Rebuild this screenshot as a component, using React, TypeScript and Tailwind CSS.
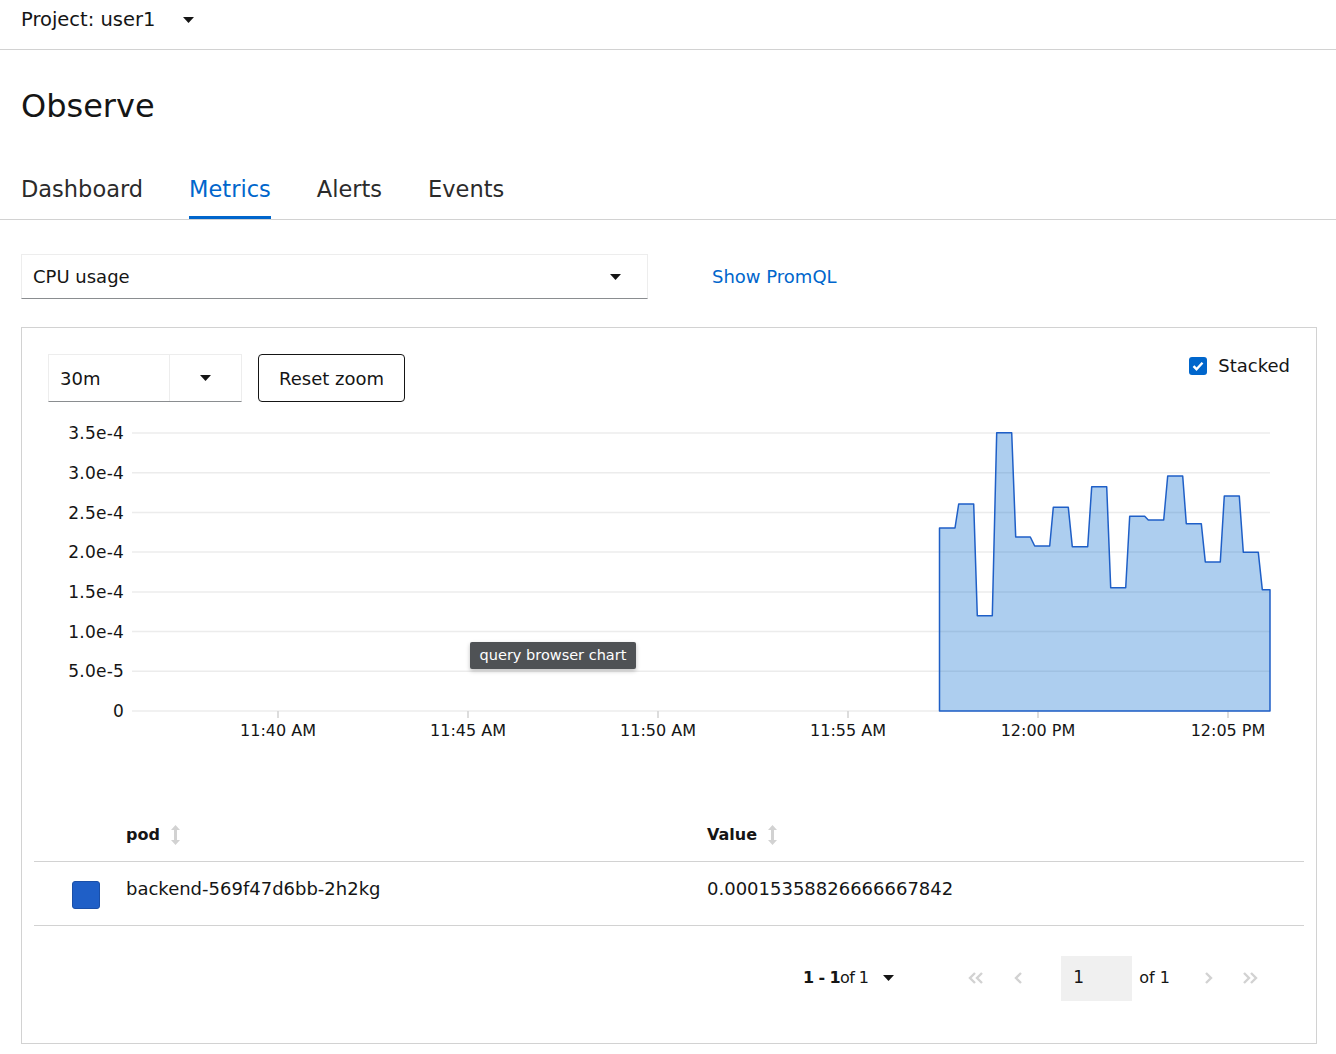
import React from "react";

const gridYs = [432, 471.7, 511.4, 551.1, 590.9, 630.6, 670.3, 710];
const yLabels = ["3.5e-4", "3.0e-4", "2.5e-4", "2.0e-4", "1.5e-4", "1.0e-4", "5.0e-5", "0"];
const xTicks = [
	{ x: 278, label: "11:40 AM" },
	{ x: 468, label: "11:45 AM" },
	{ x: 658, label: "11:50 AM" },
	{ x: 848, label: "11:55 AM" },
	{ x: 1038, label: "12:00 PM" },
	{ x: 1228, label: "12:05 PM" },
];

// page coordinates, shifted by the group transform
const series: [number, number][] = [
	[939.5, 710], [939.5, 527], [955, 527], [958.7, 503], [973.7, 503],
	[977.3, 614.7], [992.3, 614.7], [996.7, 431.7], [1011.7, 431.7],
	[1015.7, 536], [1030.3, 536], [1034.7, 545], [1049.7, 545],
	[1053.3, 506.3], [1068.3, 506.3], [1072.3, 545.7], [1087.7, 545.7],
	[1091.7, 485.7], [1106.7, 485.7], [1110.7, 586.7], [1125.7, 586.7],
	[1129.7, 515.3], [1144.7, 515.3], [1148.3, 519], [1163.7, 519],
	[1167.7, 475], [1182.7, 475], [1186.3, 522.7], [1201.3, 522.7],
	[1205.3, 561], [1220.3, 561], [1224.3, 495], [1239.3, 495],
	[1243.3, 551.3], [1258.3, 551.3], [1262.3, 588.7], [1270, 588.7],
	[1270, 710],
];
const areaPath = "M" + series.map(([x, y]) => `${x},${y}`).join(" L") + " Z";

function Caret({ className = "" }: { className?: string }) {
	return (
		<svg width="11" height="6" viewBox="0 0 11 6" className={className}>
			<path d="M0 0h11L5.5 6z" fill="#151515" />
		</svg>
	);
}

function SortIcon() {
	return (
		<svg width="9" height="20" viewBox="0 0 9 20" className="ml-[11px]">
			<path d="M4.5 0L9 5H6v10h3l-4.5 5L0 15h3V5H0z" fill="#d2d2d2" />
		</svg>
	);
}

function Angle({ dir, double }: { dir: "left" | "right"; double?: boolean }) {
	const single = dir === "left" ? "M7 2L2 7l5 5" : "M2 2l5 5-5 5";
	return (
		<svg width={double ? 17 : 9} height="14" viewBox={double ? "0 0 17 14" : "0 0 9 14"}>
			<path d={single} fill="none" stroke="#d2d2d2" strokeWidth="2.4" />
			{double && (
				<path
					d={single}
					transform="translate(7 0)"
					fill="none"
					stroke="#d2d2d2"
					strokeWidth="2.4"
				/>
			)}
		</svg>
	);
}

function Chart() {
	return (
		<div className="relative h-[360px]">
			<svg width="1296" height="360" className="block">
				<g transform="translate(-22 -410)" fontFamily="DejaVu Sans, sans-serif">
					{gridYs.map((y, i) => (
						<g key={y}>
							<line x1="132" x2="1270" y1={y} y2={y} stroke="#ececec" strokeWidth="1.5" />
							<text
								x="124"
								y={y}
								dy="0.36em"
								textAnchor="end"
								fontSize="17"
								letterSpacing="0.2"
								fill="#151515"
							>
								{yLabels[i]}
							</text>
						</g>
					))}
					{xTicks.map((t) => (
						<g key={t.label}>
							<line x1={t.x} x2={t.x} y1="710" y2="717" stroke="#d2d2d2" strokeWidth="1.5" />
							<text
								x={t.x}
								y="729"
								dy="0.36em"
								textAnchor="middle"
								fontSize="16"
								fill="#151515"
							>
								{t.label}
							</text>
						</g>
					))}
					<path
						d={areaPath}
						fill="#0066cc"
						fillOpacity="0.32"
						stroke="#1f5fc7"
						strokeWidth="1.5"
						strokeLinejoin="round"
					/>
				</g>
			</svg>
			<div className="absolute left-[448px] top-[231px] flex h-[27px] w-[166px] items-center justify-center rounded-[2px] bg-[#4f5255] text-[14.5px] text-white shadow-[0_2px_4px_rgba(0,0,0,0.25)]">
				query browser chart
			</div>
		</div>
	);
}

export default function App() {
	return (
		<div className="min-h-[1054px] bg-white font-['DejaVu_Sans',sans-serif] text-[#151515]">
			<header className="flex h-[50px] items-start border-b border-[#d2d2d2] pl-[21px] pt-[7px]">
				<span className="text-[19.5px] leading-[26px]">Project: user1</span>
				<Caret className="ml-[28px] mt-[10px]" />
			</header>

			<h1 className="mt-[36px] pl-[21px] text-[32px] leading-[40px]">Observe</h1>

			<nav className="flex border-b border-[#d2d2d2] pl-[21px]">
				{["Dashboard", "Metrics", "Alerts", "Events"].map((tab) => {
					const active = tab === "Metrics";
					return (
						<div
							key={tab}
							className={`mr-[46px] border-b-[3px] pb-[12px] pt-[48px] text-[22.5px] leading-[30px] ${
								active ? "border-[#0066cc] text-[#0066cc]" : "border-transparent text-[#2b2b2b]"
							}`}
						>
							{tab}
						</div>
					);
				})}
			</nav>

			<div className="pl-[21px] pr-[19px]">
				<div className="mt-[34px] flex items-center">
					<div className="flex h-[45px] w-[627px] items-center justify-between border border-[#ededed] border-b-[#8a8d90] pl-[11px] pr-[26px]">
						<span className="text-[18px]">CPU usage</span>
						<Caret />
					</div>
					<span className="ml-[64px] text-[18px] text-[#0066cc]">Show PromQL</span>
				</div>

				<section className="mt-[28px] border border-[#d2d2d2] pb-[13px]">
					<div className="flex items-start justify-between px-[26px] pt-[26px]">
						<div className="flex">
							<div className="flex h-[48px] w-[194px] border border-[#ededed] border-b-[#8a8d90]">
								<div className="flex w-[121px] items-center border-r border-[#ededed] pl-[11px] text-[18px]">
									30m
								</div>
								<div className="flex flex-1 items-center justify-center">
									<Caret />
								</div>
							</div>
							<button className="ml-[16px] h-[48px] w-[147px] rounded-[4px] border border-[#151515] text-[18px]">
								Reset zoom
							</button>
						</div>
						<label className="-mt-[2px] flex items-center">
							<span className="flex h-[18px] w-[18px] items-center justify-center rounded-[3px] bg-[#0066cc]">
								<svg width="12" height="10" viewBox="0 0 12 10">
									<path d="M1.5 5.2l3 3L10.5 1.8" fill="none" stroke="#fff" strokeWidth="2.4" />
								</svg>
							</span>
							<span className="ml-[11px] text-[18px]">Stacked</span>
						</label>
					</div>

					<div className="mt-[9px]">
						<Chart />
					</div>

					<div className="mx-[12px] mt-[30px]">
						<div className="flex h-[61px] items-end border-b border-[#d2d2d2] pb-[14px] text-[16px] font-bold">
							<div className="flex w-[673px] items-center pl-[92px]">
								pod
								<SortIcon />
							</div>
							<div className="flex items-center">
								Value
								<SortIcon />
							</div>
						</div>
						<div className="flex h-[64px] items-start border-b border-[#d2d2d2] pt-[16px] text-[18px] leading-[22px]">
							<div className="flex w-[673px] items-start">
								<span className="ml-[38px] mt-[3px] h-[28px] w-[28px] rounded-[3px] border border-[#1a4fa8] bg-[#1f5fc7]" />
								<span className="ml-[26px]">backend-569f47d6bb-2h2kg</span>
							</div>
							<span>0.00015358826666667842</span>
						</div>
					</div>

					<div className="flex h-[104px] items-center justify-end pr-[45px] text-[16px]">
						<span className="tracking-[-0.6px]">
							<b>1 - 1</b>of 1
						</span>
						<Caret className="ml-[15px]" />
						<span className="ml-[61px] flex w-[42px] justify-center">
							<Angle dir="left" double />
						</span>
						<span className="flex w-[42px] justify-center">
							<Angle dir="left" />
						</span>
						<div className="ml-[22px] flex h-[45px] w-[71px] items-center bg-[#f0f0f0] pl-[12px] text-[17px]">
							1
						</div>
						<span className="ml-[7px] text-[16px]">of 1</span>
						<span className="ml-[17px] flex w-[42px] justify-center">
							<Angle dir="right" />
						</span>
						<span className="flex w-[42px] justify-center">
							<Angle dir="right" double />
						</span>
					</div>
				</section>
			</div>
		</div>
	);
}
= = = =
**What you should do**. Your task is to reproduce exactly the lines from the start of the data above through the line containing "import React from", leaving every picture out.

**Final answer**.
Rebuild this screenshot as a component, using React, TypeScript and Tailwind CSS.
import React from "react";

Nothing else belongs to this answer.